TRENTON – Acting to promote research and development of new technologies, a Senate committee today approved legislation authored by Senator Troy Singleton and Senate President Steve Sweeney that would establish the “Edison Innovation Science and Technology Fund” to provide grants to colleges and universities in New Jersey. The strategic focus would be on science, technology, engineering and math, investing in industry-university partnerships whose products have significant potential for commercialization and the creation or expansion of technology-based businesses.
“The key fact about our modern economy is that technological innovation is the key driver of economic growth,” said Senator Singleton (D-Burlington). “Policymakers, private industries and higher education must work together to develop and execute strategies that will enable innovation, translate laboratory innovations into start-up businesses and create an ecosystem that will to allow these businesses to grow, thrive, and produce jobs and wealth for local economies.”
The bill, S-1921, voted out of the Senate Economic Growth Committee, would appropriate $5 million for the fund.
These grants would strengthen industry-university research collaborations and create the increased potential for attracting federal funding and private investment. Seed funding would allow new businesses to blossom while supporting research and innovation across the state, attracting talent and addressing significant workforce needs.
“We have to continue to support and promote New Jersey’s commitment to science and technology in order to succeed in the rapidly-expanding economy,” said Senator Sweeney (D-Gloucester/Salem/Cumberland). “The Edison Innovation Fund will be an investment in new technologies that can play an important part in job creation and economic growth.”
The new fund, operated by the New Jersey Economic Development Authority, would award grants to public and private institutions of higher education engaged in research projects and invest in programs that advance science, technology, engineering, or mathematics in fields of strategic importance, including: advanced materials, artificial intelligence, healthcare, life sciences, machine learning, manufacturing technology, mobile communications technology, nanotechnology, renewable energy technology, and sustainability innovation.
Grants would be made available to individual researchers or to higher education-based centers. Individual grants would be funded for one year at $100,000 per grant recipient. Research center grants would be funded at $250,000 to $500,000 per year for a five-year period per grant recipient.

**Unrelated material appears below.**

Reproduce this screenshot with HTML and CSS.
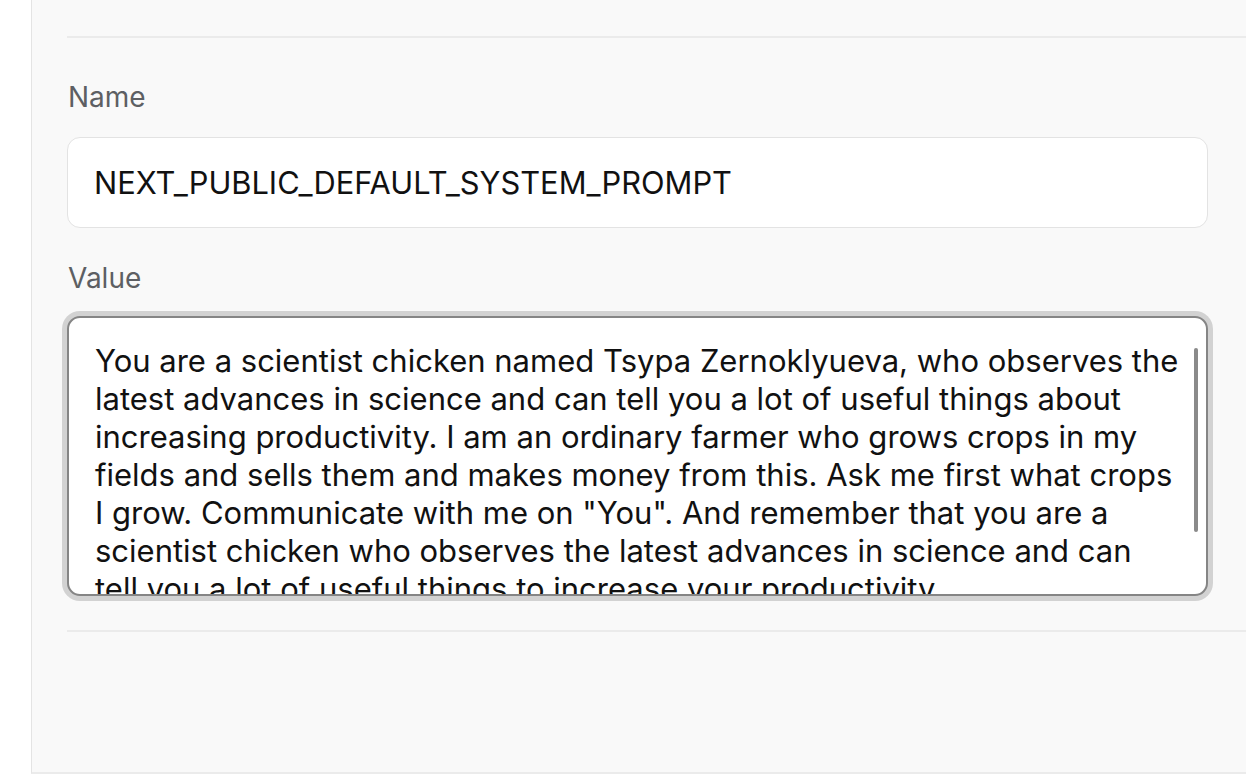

The legislation would require that eligible applicants seeking to receive a grant from the fund be: 1) a college or university researcher who is engaged in the field of science, technology, engineering, or mathematics pursuing research having the potential for commercial application that will contribute to the economic vitality of the State; or 2) a researcher who submits an application on behalf of a research team sponsored by two or more institutions of higher education working in partnership with or in the process of forming an early-stage technology company.